Due to the fact that the current auctions for onshore wind power were undersubscribed there is a risk of a continuous reduction in the annually tendered subsidy volume.
The goal of the so-called Energiewende is clearly formulated: Germany wants to become largely greenhouse gas neutral by 2050. By 2038 at the latest, there is to be no more electricity from coal. A decisive role in achieving these goals is attributed to the efficient and market-oriented development of renewable energies. According to the 2030 Climate Protection Programme, 65 percent of gross electricity consumption is to be covered by renewable energies by 2030.
In its 2030 Climate Protection Programme, the German Government is aiming for a target model for the expansion of renewable energies, according to which onshore wind turbines with a capacity of 67,000 to 71,000 MW are to be installed in 2030. Onshore wind power is expected to generate 140 to 145 TWh, almost twice as much electricity as offshore wind power.
Since 2017, funding for the generation of electricity from onshore wind turbines has required participation in a tender by way of a competitive auction conducted by the Federal Network Agency (BNetzA). The auctions take place each year for the bidding dates of 1 February, 1 May and 1 September.
The tender volume is predetermined by law for each year and is to be distributed evenly over each of the tender dates. The tender volume is to be understood as the sum of the capacity to be installed for which a payment claim under the German Renewable Energy Sources Act (Eneuerbare-Energien-Gesetz, EEG) can be acquired by a bidder.
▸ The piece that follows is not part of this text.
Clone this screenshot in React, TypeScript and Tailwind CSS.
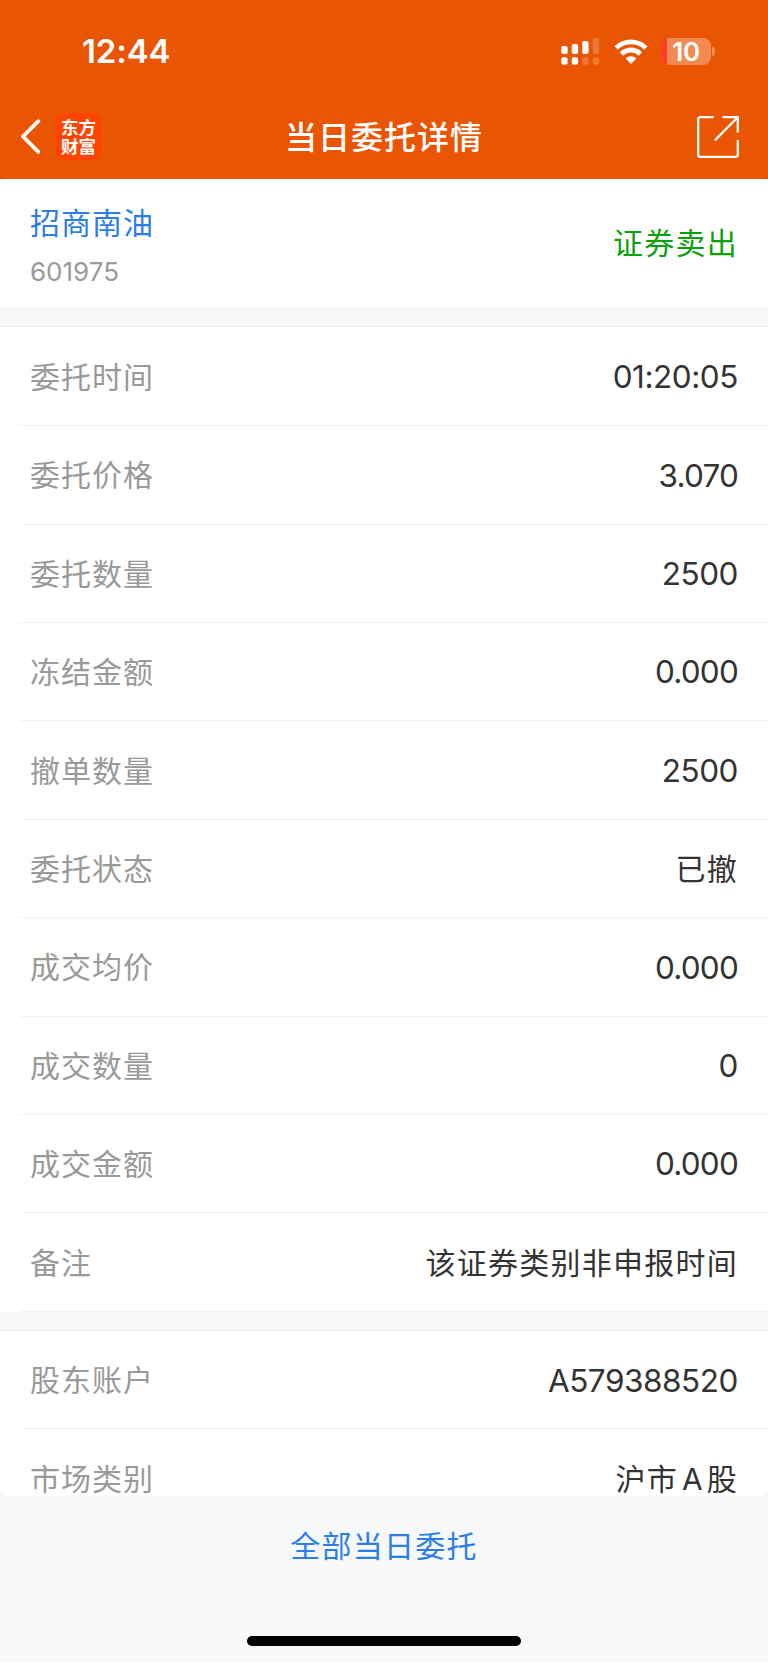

Due to a shortage of approved projects, the tender round ending February 1 is heavily undersubscribed. According to the Market Master Data Register of the Federal Network Agency, the total capacity of the plants approved and admitted to the auction on 1 February is only 750 MW and thus only half of the tender volume of 1500 MW.
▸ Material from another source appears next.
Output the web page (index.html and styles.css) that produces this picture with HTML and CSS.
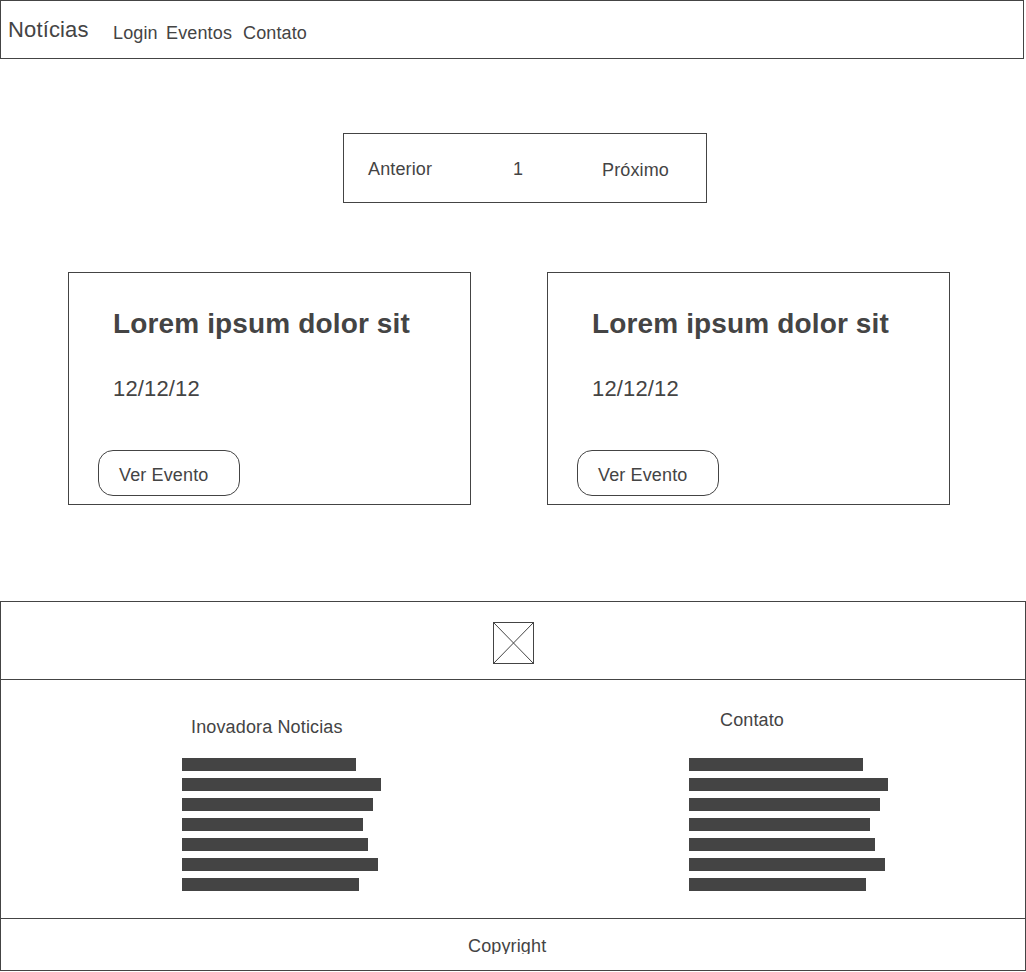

The signing of the current bid will affect the next bid date scheduled for 1 May. This is provided for by a mechanism newly included in the EEG with effect from 1 January 2021: Pursuant to Section 28 (6) EEG 2021, the Federal Network Agency has an obligation to reduce the tender volume of a bid date if it is to be expected that the tendered volume will be greater than the submitted bid volume (risk of being undersubscribed). This is the case in the current bidding round, so that the Federal Network Agency will reduce the bidding volume for the deadline of 1 May.
The purpose of the curtailment mechanism is to maintain price competition even when rounds are undersubscribed. In fact, however, this mechanism could lead to an undesirable development. The reduction in bidding volumes is likely to set in motion a downward spiral and cause the number of bids to plummet if future bidding rounds continue to be undersubscribed.
The EEG 2021 does provide for a catch-up of the tender quantities in the third year after the reduction in line with the deficit incurred. However, it is uncertain whether this will actually make up for the current trend.
Dr Gernot-Rüdiger Engel: "In the Climate Protection Programme 2030, the Federal Government has urged that obstacles to the expansion of onshore wind energy be removed, particularly in the field of planning and approval of turbines. This highlights the necessity of all measures ensuring sufficient competition. However, the fact that the current tender is undersubscribed and it is to be expected that the tender volume will be reduced, will most probably lead to a downward spiral in supply and will severely hamper competition."
Ekkehard Hübel: “The threat of a reduction in wind power volume will reinforce the negative trend in wind power expansion that has been in place since 2018. The question therefore arises whether the ambitious plans of the Federal Government in connection with the expansion of renewable energies can be fulfilled."